I have a list contents which contains lxml.etree._ElementStringResult and lxml.etree._ElementUnicodeResult
for x in contents:
final_content += (x.encode('utf-8')) + '\n'
and
final_content = reduce(lambda a, x: a+x.encode('utf-8') + '\n', contents)
The first code is running fine while the second code is raising a unicode decode error.
<ipython-input-129-17a363dfff6c> in <lambda>(a, x)
----> 1 final_content = reduce(lambda a, x: a+x.encode('utf-8') + '\n', contents)
UnicodeDecodeError: 'ascii' codec can't decode byte 0xc3 in position
37: ordinal not in range(128)
Edit:
The reduce is failing because the first element is not encoded.
When i changed the code to
final_content = contents[0]
for x in range(1,len(contents)):
final_content += contents[x].encode('utf-8')
It is raising the same error like the reduce block above.
The error is because your \n
is not utf-8 encoded.
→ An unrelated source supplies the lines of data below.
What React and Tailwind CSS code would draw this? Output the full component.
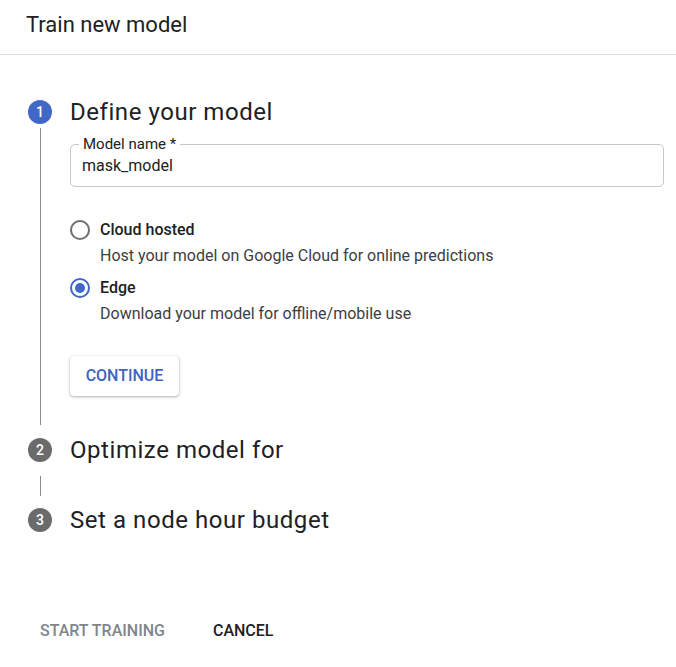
export default function App() {
  return (
    <div className="w-[676px] h-[667px] bg-white font-['Roboto',sans-serif] text-[#202124] overflow-hidden">
      <div className="h-[55px] border-b border-[#e0e0e0] pl-[26px] pt-[11px]">
        <h1 className="text-[22px] leading-[28px] text-[#202124]">Train new model</h1>
      </div>

      <div className="pl-[28px] pr-[12px] pt-[44px]">
        {/* step 1 */}
        <div className="flex items-center h-[26px]">
          <div className="w-[24px] h-[24px] rounded-full bg-[#4167c7] text-white text-[14px] font-medium flex items-center justify-center">1</div>
          <h2 className="ml-[18px] text-[24px] leading-[26px] tracking-[0.55px] text-[#202124]">Define your model</h2>
        </div>
        <div className="flex">
          <div className="w-[24px] flex justify-center">
            <div className="w-px bg-[#8a8a8a] mt-[3px] h-[297px]" />
          </div>
          <div className="ml-[18px] flex-1">
            <div className="relative mt-[19px] h-[43px] border border-[#c8c8c8] rounded-[5px]">
              <span className="absolute -top-[10px] left-[8px] bg-white px-[4px] text-[15px] leading-[18px] text-[#202124]">Model name *</span>
              <div className="pl-[11px] pt-[11px] text-[16px] leading-[20px] text-[#202124]">mask_model</div>
            </div>

            <div className="mt-[33px] flex">
              <div className="w-[20px] h-[20px] rounded-full border-2 border-[#6e6e6e]" />
              <div className="ml-[10px]">
                <div className="text-[16px] font-medium leading-[20px]">Cloud hosted</div>
                <div className="text-[16px] leading-[20px] mt-[6px] text-[#3c4043]">Host your model on Google Cloud for online predictions</div>
              </div>
            </div>
            <div className="mt-[12px] flex">
              <div className="w-[20px] h-[20px] rounded-full border-2 border-[#4167c7] flex items-center justify-center">
                <div className="w-[10px] h-[10px] rounded-full bg-[#4167c7]" />
              </div>
              <div className="ml-[10px]">
                <div className="text-[16px] font-medium leading-[20px]">Edge</div>
                <div className="text-[16px] leading-[20px] mt-[6px] text-[#3c4043]">Download your model for offline/mobile use</div>
              </div>
            </div>

            <button className="mt-[32px] h-[40px] w-[109px] rounded-[4px] bg-white text-[#3d63c4] text-[16px] font-medium shadow-[0_1px_3px_rgba(0,0,0,0.3),0_0_1px_rgba(0,0,0,0.15)]">CONTINUE</button>
          </div>
        </div>

        {/* step 2 */}
        <div className="flex items-center h-[26px] mt-[12px]">
          <div className="w-[24px] h-[24px] rounded-full bg-[#6b6b6b] text-white text-[14px] font-medium flex items-center justify-center">2</div>
          <h2 className="ml-[18px] text-[24px] leading-[26px] tracking-[0.55px]">Optimize model for</h2>
        </div>
        <div className="w-[24px] flex justify-center">
          <div className="w-px bg-[#8a8a8a] mt-[13px] h-[20px]" />
        </div>
        {/* step 3 */}
        <div className="flex items-center h-[26px] mt-[11px]">
          <div className="w-[24px] h-[24px] rounded-full bg-[#6b6b6b] text-white text-[14px] font-medium flex items-center justify-center">3</div>
          <h2 className="ml-[18px] text-[24px] leading-[26px] tracking-[0.55px]">Set a node hour budget</h2>
        </div>
      </div>

      <div className="flex items-center pl-[40px] mt-[86px] text-[16px] font-medium">
        <span className="text-[#80868b]">START TRAINING</span>
        <span className="ml-[48px] text-[#202124]">CANCEL</span>
      </div>
    </div>
  );
}
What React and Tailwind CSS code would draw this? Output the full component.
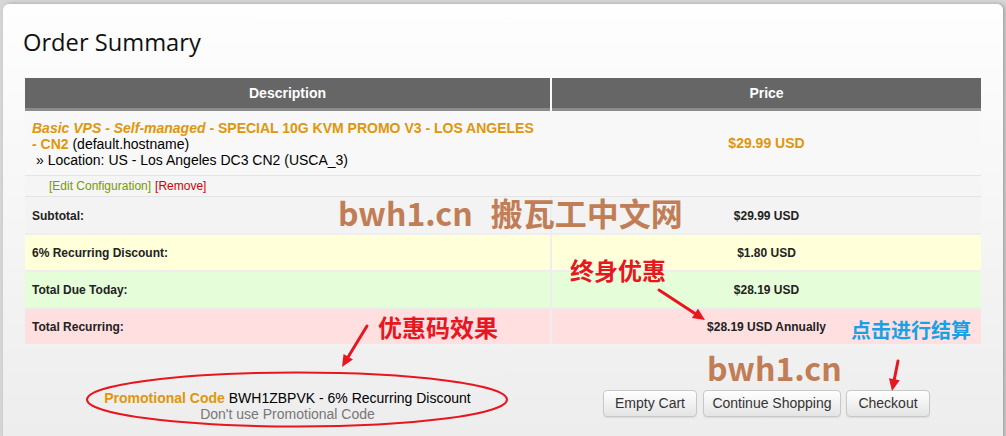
import React from "react";

const sans = { fontFamily: '"Liberation Sans", Arial, sans-serif' };
const cjk = { fontFamily: '"Noto Sans CJK SC", "Noto Sans", sans-serif' };

const summaryRows = [
    { label: "Subtotal:", value: "$29.99 USD", bg: "bg-[#f3f3f3]", h: "h-[36px]" },
    { label: "6% Recurring Discount:", value: "$1.80 USD", bg: "bg-[#ffffd9]", h: "h-[35px]" },
    { label: "Total Due Today:", value: "$28.19 USD", bg: "bg-[#e5fdd9]", h: "h-[35px]" },
    { label: "Total Recurring:", value: "$28.19 USD Annually", bg: "bg-[#ffdfdf]", h: "h-[35px]" },
];

const Arrow = ({ x1, y1, x2, y2 }) => {
    // arrow head at x2,y2
    const a = Math.atan2(y2 - y1, x2 - x1);
    const len = 12;
    const w = 5.5;
    const bx = x2 - len * Math.cos(a);
    const by = y2 - len * Math.sin(a);
    const px = -Math.sin(a) * w;
    const py = Math.cos(a) * w;
    return (
        <g>
            <line x1={x1} y1={y1} x2={bx} y2={by} stroke="#e8161e" strokeWidth="3" strokeLinecap="round" />
            <polygon points={`${x2},${y2} ${bx + px},${by + py} ${bx - px},${by - py}`} fill="#e8161e" />
        </g>
    );
};

const App = () => {
    return (
        <div className="relative w-[1006px] h-[436px] overflow-hidden bg-[#d6d6d6] pl-[3px] pt-[4px]" style={sans}>
            {/* Panel */}
            <div className="w-[1000px] h-[460px] rounded-md bg-gradient-to-b from-[#fefefe] to-[#ececec] shadow-[2px_0_4px_rgba(0,0,0,0.25)] px-[22px]">
                <h1 className="pt-[20px] mb-[18px] text-[23.7px] leading-[36px] text-[#111] -ml-[2px]" style={{ fontFamily: '"Open Sans", sans-serif' }}>
                    Order Summary
                </h1>

                {/* Table */}
                <div className="w-[956px]">
                    <div className="flex gap-[2px] h-[33px]">
                        <div className="w-[525px] bg-[#666] border-b-[3px] border-[#8c8c8c] flex items-center justify-center text-white font-bold text-[14px]">Description</div>
                        <div className="flex-1 bg-[#666] border-b-[3px] border-[#8c8c8c] flex items-center justify-center text-white font-bold text-[14px]">Price</div>
                    </div>

                    <div className="flex gap-[2px] h-[65px] border-b border-[#e4e4e4] bg-[#f8f8f8]">
                        <div className="w-[525px] pl-[7px] pt-[9px] text-[14px] leading-[16px] text-black">
                            <div className="whitespace-nowrap font-bold text-[#e0960b]">
                                <i>Basic VPS - Self-managed</i> - SPECIAL 10G KVM PROMO V3 - LOS ANGELES
                            </div>
                            <div className="whitespace-nowrap">
                                <b className="text-[#e0960b]">- CN2</b> (default.hostname)
                            </div>
                            <div className="whitespace-nowrap pl-[4px]">» Location: US - Los Angeles DC3 CN2 (USCA_3)</div>
                        </div>
                        <div className="flex-1 flex items-center justify-center font-bold text-[14px] text-[#e0960b]">$29.99 USD</div>
                    </div>

                    <div className="h-[21px] border-b border-[#e4e4e4] bg-[#f5f5f5] pl-[24px] flex items-center text-[12px]">
                        <span className="text-[#779a00]">[Edit Configuration]</span>
                        <span className="ml-[4px] text-[#d40000]">[Remove]</span>
                    </div>

                    <div className="flex flex-col gap-[2px] bg-[#eeeeee]">
                        {summaryRows.map((row) => (
                            <div key={row.label} className={`flex gap-[2px] ${row.h}`}>
                                <div className={`w-[525px] pl-[7px] pt-[1px] flex items-center font-bold text-[12px] text-[#222] ${row.bg}`}>{row.label}</div>
                                <div className={`flex-1 pt-[1px] flex items-center justify-center font-bold text-[12px] text-[#222] ${row.bg}`}>{row.value}</div>
                            </div>
                        ))}
                    </div>

                    {/* Promo + buttons */}
                    <div className="flex gap-[2px] pt-[46px]">
                        <div className="w-[525px] text-center text-[14px] leading-[16px]">
                            <div>
                                <b className="text-[#e0960b]">Promotional Code</b> BWH1ZBPVK - 6% Recurring Discount
                            </div>
                            <div className="text-[#777]">Don't use Promotional Code</div>
                        </div>
                        <div className="flex-1 flex justify-center">
                            <button className="w-[94px] h-[27px] rounded-[4px] border border-[#c8c8c8] bg-gradient-to-b from-white to-[#e4e4e4] text-[14px] text-[#333] shadow-[0_1px_1px_rgba(0,0,0,0.08)]">Empty Cart</button>
                            <button className="ml-[6px] w-[138px] h-[27px] rounded-[4px] border border-[#c8c8c8] bg-gradient-to-b from-white to-[#e4e4e4] text-[14px] text-[#333] shadow-[0_1px_1px_rgba(0,0,0,0.08)]">Continue Shopping</button>
                            <button className="ml-[5px] w-[84px] h-[27px] rounded-[4px] border border-[#c8c8c8] bg-gradient-to-b from-white to-[#e4e4e4] text-[14px] text-[#333] shadow-[0_1px_1px_rgba(0,0,0,0.08)]">Checkout</button>
                        </div>
                    </div>
                </div>
            </div>

            {/* Annotations laid over the screenshot */}
            <svg className="absolute left-0 top-0 pointer-events-none" width="1006" height="436">
                <ellipse cx="297" cy="399.5" rx="210" ry="27" fill="none" stroke="#e8161e" strokeWidth="2" />
                <Arrow x1={659} y1={290} x2={705} y2={320} />
                <Arrow x1={367} y1={326} x2={342} y2={367} />
                <Arrow x1={898} y1={361} x2={892} y2={391} />
            </svg>
            <div className="absolute left-[338px] top-[190px] whitespace-nowrap text-[32px] leading-[44px] font-bold text-[#c17e56]" style={cjk}>
                bwh1.cn<span className="ml-[18px]">搬瓦工中文网</span>
            </div>
            <div className="absolute left-[707px] top-[345px] text-[32px] leading-[44px] font-bold text-[#c17e56]" style={cjk}>bwh1.cn</div>
            <div className="absolute left-[570px] top-[254px] text-[24px] leading-[32px] font-bold text-[#e8161e]" style={cjk}>终身优惠</div>
            <div className="absolute left-[378px] top-[311px] text-[24px] leading-[32px] font-bold text-[#e8161e]" style={cjk}>优惠码效果</div>
            <div className="absolute left-[851px] top-[316px] text-[20px] leading-[28px] font-bold text-[#17a2e6]" style={cjk}>点击进行结算</div>
        </div>
    );
};

export default App;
Simply setting to be a unicode string should fix the issue:
final_content = reduce(lambda a, x: a + x.encode('utf-8') + u'\n', contents)
Sorry 'answer owner' about edit here your question without your permission, but question is closed and I can't post the right answer. Be free to remove this content:
Op, you are assuming that both codes are the same behaviour, but is not! Because on first map iteration you are concatenating first and second element without the \n
. And you are doing it encoding second element but without encoding first one. The right translation from your classical for
loop to your reduce
approach is:
final_content = reduce(lambda a, x:
a+x.encode('utf-8') + u'\n',
contents,
u'\n') # <----- initializer
Notice that without initializer you are doing:
contents[0] + contents[1].encode('utf-8')
and this is what raises the error!